Activists say those engaged in mica trade seldom check to see the supply chain, which consists of intermediaries who sell mica excavated from illegal mines to exporters, who in turn sell it to manufacturers.
"Legal or not, no one should be engaging child workers — it is against the law," Jain said.
Child labour continues unabated in India despite the Child Labour (Prohibition and Regulation) Act of 1986 that bans children under 14 from working in dangerous occupations such as mining, gem cutting and cement manufacture.
Even though India wants to outlaw child labour in all sectors rather than the current law that lists only 18 hazardous occupations and 65 processes, activists fear the new amendment would not cover children, who will be permitted to work outside school hours on the pretext of lending a helping hand to family businesses.
The International Labour Organisation (ILO) says India employs 5.7 million of the 168 million child workers in the world within the 5-17 age group.
Out of those, up to 20,000 children are estimated to be working in the mica mines in Jharkhand and Bihar, which together produce about three-quarters of the mica mined in India.

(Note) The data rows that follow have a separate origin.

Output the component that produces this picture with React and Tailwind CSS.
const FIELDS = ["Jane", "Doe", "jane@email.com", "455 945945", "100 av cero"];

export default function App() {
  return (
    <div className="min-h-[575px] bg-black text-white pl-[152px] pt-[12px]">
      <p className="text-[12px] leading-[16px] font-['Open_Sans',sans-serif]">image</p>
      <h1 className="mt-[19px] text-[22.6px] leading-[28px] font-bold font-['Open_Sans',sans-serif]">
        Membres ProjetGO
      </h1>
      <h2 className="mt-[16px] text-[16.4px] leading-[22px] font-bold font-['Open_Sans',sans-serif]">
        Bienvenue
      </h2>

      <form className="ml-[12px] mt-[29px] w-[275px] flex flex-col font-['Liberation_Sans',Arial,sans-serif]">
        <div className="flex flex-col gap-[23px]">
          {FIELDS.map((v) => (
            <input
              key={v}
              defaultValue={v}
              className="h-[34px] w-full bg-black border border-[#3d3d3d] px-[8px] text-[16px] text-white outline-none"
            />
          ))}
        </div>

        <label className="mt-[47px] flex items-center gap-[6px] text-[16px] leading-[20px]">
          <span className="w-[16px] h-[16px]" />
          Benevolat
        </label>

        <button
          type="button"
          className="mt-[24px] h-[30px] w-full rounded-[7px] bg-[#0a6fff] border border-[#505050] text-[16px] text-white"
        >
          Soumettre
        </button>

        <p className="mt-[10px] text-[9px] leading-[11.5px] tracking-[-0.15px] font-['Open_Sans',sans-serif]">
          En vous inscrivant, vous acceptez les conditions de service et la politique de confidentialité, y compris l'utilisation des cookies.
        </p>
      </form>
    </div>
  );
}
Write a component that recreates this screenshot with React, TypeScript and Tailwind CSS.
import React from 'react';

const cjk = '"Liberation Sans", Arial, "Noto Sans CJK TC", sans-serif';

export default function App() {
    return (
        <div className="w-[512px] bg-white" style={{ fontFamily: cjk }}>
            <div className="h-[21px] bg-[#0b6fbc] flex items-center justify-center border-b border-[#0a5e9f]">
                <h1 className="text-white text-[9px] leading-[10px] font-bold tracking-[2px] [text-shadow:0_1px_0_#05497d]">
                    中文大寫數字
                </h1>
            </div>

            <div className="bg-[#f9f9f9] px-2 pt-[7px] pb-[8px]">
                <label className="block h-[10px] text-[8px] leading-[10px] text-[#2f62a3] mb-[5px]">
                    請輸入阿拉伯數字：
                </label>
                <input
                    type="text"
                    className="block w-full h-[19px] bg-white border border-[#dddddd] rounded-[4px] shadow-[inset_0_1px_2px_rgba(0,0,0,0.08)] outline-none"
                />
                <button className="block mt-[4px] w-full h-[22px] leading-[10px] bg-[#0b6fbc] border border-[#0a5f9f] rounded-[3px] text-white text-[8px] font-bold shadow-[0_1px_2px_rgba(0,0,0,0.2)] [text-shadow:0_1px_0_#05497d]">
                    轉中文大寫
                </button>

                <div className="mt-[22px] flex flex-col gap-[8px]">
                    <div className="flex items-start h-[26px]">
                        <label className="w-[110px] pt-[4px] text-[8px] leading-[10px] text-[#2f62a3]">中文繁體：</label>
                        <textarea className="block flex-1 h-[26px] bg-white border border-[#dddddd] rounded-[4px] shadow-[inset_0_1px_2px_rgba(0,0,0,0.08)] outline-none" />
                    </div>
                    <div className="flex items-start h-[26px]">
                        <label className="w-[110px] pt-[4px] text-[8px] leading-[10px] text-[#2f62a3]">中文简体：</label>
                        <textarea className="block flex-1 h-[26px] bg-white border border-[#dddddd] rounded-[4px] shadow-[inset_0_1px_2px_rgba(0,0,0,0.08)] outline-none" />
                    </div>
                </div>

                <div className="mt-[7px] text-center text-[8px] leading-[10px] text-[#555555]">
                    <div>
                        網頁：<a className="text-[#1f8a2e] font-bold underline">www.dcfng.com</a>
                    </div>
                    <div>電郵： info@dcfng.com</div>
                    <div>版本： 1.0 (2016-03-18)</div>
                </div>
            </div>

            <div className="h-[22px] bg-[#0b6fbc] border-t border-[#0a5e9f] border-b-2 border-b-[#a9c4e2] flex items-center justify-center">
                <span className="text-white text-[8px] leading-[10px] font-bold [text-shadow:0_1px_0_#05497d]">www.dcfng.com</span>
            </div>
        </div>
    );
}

Jain also said it's unfair to target the family of the children, who are usually poor and illiterate and victims of their circumstance.
"We realise it is poverty that is driving these villagers to send their children to the mines, not to schools," he said. "So we are putting the onus on the traders who are benefiting from the situation. Only by raising awareness that what they are doing is wrong can we solve the problem."